Saturday, October 17, 2009

We didn't feel deprived

A hill of beans. The seeds with their germ eaten out are peas.
All of these will be frozen and eaten over the winter.


In my spare time, over the last few days, I have sorted beans and potatoes and tomatoes mostly, and, weather permitting, raked the mulch from the garden paths onto the beds and am covering them with cardboard and straw; Beloved has made applesauce bread, borscht and ratatouille and maintained her flocks.

There are more tomatoes, shaken from vines I've pulled up, lying about than I will ever pick up. I'm afraid they will make quite a lot of volunteers. I'm still finding green pumpkins as I put the beds to bed, and I cut them up with a machete and hand them over to the flocks, who seem to greatly appreciate them.

Today it rained a fair bit, but yesterday was hot. I worked in shorts and sandals, sunglasses, and straw hat. In fact, a fair amount of housework got done, because I kept coming in to hide from the sun and the dishes and floors called to me. I put some Greek Orthodox choruses on the CD player and did sink time and broom time, and finally got up the courage to take away one chair from the crowded living room and rearrange the furnishings.

I thought it looked pretty good, but the test would be Beloved's arrival.

She came in from work, put down her things, checked phone messages, went across the living room to go see the chickens, and froze.

"Hmm."

She walked over to one of the remaining chairs, sat in it , and looked about her.

(I waited, barely breathing.)

She broke into a smile.

"This works. It works. I haven't liked this room for years, and now I do!"

(Hallelujah!)

"'Course, it's a bit too crowded in the musical instruments corner ... "

(Relief. That we can work out.)

:::

The beans looked like being a disaster, as they grew up and made pods, a first, second, and third crop, but more than half the pods never browned as I used to seeing them do. I should, I suppose, have just picked a day and cut them all off at the ground.

So a week ago I gathered just about as many pods as I could, brown, yellow, green, or spotted, and have been shelling all alike. The varieties of green beans had all proved rather long-season, and several were not to our taste for a variety of reasons -- so we think we will start over with our favorite, var. Helda.
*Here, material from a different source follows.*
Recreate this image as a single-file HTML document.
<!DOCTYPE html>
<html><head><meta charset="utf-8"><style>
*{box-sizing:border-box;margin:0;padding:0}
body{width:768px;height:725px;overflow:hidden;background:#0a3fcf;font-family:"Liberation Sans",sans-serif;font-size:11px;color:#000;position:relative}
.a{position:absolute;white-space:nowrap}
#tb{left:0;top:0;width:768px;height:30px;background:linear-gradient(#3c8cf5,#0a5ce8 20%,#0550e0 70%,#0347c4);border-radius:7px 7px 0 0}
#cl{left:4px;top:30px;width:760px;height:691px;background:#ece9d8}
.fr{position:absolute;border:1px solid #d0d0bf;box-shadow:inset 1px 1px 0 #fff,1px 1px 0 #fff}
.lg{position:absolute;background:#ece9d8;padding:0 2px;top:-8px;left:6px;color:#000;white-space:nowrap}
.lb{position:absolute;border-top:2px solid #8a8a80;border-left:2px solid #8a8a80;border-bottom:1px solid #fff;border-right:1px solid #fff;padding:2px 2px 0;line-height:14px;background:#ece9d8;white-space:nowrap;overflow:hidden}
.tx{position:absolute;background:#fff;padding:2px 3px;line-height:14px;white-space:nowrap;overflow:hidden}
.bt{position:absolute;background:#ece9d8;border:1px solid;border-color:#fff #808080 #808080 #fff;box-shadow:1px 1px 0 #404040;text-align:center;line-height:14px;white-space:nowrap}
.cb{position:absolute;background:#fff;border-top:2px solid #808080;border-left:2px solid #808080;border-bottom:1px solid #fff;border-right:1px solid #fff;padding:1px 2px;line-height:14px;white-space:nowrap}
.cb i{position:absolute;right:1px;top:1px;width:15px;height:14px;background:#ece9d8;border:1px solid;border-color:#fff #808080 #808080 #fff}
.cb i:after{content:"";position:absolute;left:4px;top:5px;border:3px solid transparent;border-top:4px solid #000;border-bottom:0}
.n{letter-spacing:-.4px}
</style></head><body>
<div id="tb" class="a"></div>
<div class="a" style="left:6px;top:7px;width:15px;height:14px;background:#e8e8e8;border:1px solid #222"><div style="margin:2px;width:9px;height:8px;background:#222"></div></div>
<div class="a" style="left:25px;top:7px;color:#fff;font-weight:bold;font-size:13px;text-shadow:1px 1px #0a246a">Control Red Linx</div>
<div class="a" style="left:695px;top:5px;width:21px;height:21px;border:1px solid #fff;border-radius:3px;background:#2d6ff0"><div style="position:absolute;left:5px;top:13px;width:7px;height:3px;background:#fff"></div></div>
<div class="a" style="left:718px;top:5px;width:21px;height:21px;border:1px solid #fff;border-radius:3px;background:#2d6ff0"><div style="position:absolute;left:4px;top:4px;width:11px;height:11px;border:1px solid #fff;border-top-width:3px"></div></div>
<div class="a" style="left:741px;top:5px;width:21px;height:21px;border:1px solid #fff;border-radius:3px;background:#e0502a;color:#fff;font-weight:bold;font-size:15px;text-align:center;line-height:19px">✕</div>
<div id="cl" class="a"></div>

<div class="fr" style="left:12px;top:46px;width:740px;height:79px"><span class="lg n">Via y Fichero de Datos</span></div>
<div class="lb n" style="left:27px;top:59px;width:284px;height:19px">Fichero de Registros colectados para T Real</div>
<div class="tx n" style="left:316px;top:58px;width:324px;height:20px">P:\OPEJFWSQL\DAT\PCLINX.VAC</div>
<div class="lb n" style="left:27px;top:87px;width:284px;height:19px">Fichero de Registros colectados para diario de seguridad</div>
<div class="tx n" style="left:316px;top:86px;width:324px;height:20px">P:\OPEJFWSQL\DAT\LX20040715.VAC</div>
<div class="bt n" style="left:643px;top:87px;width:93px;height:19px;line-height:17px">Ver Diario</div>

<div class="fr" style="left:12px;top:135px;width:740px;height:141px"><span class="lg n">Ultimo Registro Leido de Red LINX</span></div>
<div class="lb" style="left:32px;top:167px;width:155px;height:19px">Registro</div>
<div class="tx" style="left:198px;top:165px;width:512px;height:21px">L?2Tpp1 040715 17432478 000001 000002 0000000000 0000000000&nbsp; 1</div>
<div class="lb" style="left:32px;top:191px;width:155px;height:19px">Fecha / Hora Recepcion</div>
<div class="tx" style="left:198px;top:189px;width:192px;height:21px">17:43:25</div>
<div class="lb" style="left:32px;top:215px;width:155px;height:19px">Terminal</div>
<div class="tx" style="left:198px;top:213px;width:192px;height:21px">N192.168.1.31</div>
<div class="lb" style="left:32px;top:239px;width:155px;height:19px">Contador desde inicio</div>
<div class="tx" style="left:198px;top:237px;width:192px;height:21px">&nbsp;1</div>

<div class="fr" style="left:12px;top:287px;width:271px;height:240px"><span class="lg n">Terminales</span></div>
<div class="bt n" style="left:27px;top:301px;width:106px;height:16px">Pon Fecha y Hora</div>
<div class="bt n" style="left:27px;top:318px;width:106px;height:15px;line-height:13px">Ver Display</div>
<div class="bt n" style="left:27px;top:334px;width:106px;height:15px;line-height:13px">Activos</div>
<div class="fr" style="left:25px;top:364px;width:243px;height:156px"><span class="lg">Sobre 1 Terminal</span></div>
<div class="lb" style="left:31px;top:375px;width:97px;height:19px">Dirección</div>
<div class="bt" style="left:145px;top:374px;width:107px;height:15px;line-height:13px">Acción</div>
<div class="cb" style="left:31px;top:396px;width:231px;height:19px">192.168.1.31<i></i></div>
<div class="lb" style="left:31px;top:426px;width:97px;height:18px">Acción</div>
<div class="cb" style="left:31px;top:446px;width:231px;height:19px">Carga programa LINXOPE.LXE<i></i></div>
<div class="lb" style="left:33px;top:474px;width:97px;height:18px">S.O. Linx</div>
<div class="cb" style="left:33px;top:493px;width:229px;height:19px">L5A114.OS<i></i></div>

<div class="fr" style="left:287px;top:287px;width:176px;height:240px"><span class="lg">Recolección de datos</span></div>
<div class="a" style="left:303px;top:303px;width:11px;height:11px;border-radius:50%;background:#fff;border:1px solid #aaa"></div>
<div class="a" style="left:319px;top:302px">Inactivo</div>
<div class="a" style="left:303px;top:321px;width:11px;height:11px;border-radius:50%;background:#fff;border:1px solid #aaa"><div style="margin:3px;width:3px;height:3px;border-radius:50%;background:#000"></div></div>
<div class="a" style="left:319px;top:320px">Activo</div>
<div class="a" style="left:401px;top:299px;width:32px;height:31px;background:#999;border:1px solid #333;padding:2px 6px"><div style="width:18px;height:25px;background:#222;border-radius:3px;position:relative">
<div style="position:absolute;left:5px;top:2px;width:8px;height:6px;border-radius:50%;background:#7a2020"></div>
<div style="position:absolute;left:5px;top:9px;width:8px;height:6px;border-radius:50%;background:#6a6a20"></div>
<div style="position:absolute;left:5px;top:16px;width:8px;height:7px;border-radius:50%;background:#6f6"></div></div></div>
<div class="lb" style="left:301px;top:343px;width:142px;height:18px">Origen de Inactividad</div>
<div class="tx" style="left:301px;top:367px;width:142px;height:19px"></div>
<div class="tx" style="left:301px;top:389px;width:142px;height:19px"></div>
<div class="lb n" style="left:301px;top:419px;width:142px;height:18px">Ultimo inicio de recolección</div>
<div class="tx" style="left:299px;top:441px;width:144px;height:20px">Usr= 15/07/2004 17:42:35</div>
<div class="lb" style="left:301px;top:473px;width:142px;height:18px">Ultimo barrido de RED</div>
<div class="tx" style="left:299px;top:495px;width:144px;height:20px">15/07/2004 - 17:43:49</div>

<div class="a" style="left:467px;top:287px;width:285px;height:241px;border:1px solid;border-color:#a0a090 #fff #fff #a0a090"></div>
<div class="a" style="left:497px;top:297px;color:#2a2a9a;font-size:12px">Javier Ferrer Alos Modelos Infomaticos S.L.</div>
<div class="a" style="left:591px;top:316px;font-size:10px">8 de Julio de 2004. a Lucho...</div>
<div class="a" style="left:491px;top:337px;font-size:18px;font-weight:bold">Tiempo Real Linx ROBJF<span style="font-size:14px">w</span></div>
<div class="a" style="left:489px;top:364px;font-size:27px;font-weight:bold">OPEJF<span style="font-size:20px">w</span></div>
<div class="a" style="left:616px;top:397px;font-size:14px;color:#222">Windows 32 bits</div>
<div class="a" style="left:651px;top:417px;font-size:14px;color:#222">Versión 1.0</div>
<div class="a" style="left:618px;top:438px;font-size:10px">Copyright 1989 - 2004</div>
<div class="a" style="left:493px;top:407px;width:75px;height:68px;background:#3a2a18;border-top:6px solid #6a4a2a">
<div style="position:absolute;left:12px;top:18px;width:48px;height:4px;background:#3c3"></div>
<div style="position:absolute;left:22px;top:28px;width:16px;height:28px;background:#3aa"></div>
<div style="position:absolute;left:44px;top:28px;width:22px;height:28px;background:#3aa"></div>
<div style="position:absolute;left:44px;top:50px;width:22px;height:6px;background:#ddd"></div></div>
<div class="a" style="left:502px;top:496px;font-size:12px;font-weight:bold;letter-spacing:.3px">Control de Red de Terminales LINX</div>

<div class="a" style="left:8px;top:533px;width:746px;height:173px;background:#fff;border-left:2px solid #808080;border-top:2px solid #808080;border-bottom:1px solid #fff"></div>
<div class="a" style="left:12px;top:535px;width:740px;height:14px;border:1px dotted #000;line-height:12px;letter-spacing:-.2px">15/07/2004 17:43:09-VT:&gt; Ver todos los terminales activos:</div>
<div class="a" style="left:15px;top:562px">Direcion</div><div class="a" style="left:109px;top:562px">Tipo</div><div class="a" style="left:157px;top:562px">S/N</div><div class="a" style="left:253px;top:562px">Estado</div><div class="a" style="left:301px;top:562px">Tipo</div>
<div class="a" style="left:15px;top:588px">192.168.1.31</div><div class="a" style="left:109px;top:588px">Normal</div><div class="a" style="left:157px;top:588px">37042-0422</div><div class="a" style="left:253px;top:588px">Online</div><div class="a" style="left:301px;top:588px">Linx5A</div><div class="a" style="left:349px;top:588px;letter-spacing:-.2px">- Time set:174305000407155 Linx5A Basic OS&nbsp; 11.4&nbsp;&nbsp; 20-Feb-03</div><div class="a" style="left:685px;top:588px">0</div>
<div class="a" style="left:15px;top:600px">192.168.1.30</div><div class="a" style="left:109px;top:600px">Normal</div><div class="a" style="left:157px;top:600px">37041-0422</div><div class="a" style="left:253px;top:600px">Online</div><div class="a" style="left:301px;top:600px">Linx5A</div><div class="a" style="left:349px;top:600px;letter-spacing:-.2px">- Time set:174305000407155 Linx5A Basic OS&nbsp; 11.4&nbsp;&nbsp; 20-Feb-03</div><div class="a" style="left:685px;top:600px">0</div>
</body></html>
So we're only keeping runner beans for seed. Each pod, as I came to it, was judged on its own merits, and the purple-with-brown-specks mature, dried beans mostly went to safekeeping, and the pink, wrinkled, misshapen or only-one-was-in-the-pod ones added to the freezing or drying piles.

Six quarts made the seed bean grade. If all had matured as they did last year, there would be fifteen quarts. It's a good thing we're not doing this as a money business!

:::

Our family responded to the oil embargo in the 70s by moving to the country and homesteading. We were interested in raising our own food, providing our own power, building our own house, exploring simplicity, and finding ways to lighten our impact. Sometimes we've backslid from the goals that we had then, but we always thought there was too much junk in the atmosphere, and that there would be a reckoning someday for digging up so much poisonous stuff and burning it, spewing it into the atmosphere and soil and sea in order to achieve speed and convenience without consideration for others and other living things.
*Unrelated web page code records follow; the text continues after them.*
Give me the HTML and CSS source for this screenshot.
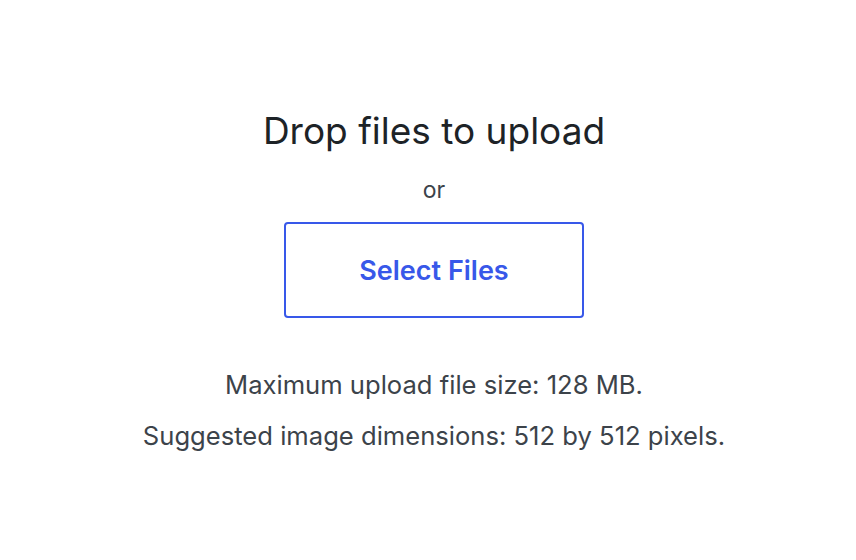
FILE: index.html
```html
<!DOCTYPE html>
<html lang="en">
<head>
    <meta charset="UTF-8">
    <meta name="viewport" content="width=device-width, initial-scale=1.0">
    <title>Upload files</title>
    <link rel="stylesheet" href="styles.css">
</head>
<body>

<div class="uploader">
    <h2 class="upload-instructions">Drop files to upload</h2>
    <p class="upload-or">or</p>
    <button class="browser-button" type="button">Select Files</button>

    <div class="upload-info">
        <p class="max-upload-size">Maximum upload file size: 128 MB.</p>
        <p class="suggested-dimensions">Suggested image dimensions: 512 by 512 pixels.</p>
    </div>
</div>

</body>
</html>
```

FILE: styles.css
```css
body {
    margin: 0;
    background: #ffffff;
    font-family: Inter, "Noto Sans", sans-serif;
    color: #3c434a;
}

.uploader {
    display: flex;
    flex-direction: column;
    align-items: center;
    padding: 108px 0 0 12px;
    text-align: center;
}

.upload-instructions {
    margin: 0;
    font-size: 37px;
    font-weight: 400;
    line-height: 46px;
    color: #1d2327;
}

.upload-or {
    margin: 22px 0 0;
    font-size: 23px;
    line-height: 28px;
    color: #3c434a;
}

.browser-button {
    margin-top: 18px;
    width: 300px;
    height: 96px;
    background: #ffffff;
    border: 2px solid #3858e9;
    border-radius: 4px;
    color: #3858e9;
    font-family: inherit;
    font-size: 27px;
    font-weight: 600;
    cursor: pointer;
}

.upload-info {
    margin-top: 51px;
}

.upload-info p {
    margin: 0;
    font-size: 25.6px;
    line-height: 32px;
}

.upload-info p + p {
    margin-top: 19px;
}
```
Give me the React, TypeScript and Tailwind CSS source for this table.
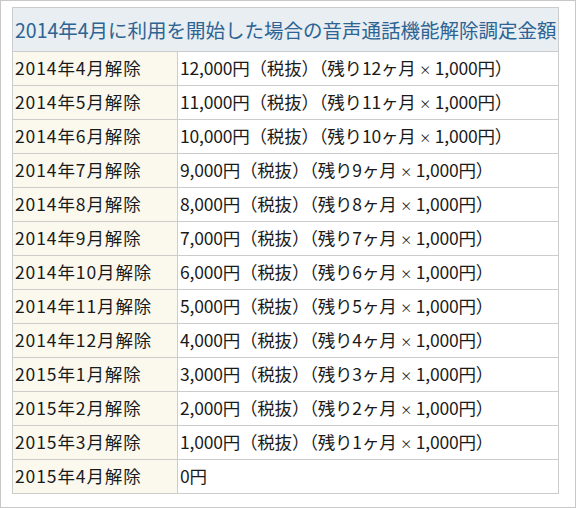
import React from 'react';

const rows: [string, string, string | null][] = [
  ['2014年4月解除', '12,000円（税抜）（残り12ヶ月', '1,000円）'],
  ['2014年5月解除', '11,000円（税抜）（残り11ヶ月', '1,000円）'],
  ['2014年6月解除', '10,000円（税抜）（残り10ヶ月', '1,000円）'],
  ['2014年7月解除', '9,000円（税抜）（残り9ヶ月', '1,000円）'],
  ['2014年8月解除', '8,000円（税抜）（残り8ヶ月', '1,000円）'],
  ['2014年9月解除', '7,000円（税抜）（残り7ヶ月', '1,000円）'],
  ['2014年10月解除', '6,000円（税抜）（残り6ヶ月', '1,000円）'],
  ['2014年11月解除', '5,000円（税抜）（残り5ヶ月', '1,000円）'],
  ['2014年12月解除', '4,000円（税抜）（残り4ヶ月', '1,000円）'],
  ['2015年1月解除', '3,000円（税抜）（残り3ヶ月', '1,000円）'],
  ['2015年2月解除', '2,000円（税抜）（残り2ヶ月', '1,000円）'],
  ['2015年3月解除', '1,000円（税抜）（残り1ヶ月', '1,000円）'],
  ['2015年4月解除', '0円', null],
];

export default function App() {
  return (
    <div className="w-[576px] h-[508px] bg-white font-['Noto_Sans_CJK_JP',sans-serif]">
      <div className="w-full h-full border border-[#c8c8c8] pl-[11px] pt-[6px] pr-[16px] pb-[14px]">
        <table className="w-[547px] border-collapse table-fixed">
          <colgroup>
            <col className="w-[165px]" />
            <col />
          </colgroup>
          <thead>
            <tr className="h-[44px]">
              <th
                colSpan={2}
                className="border border-[#cccccc] bg-[#e8eef2] px-[2px] text-left font-normal text-[19.5px] text-[#2d6494] whitespace-nowrap"
              >
                2014年4月に利用を開始した場合の音声通話機能解除調定金額
              </th>
            </tr>
          </thead>
          <tbody>
            {rows.map(([month, amount, unit]) => (
              <tr key={month} className="h-[34px]">
                <td className="border border-[#cccccc] bg-[#fbf9ee] px-[2px] text-[17.5px] tracking-[0.9px] text-[#1a1a1a] whitespace-nowrap">
                  {month}
                </td>
                <td className="border border-[#cccccc] bg-white px-[2px] text-[17.5px] tracking-[-0.2px] text-[#1a1a1a] whitespace-nowrap">
                  {amount}
                  {unit && (
                    <>
                      {' '}
                      <span className="text-[12px]">×</span> {unit}
                    </>
                  )}
                </td>
              </tr>
            ))}
          </tbody>
        </table>
      </div>
    </div>
  );
}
We're back to basics -- trying to learn how to manage on one acre -- even with more than 35 years experience in gardening and homesteading we feel there's not much we know that we need to know. We grew enough food and to spare this year to live for a year and plant from our own seed for the following year, as well. That was the first time we could really say that -- but it was a lot of work.

It was a lot of work. And we're not, ahem, getting younger.

How was this done?

We basically pretty much quit going to concerts or plays or movies or watching TV, and didn't go away on vacation. Our entertainment consisted of bringing each other solar tea for sit-down breaks in the garden. We sipped, absorbed sunshine, and remarked on the hummingbirds who'd built a nest in the plum tree.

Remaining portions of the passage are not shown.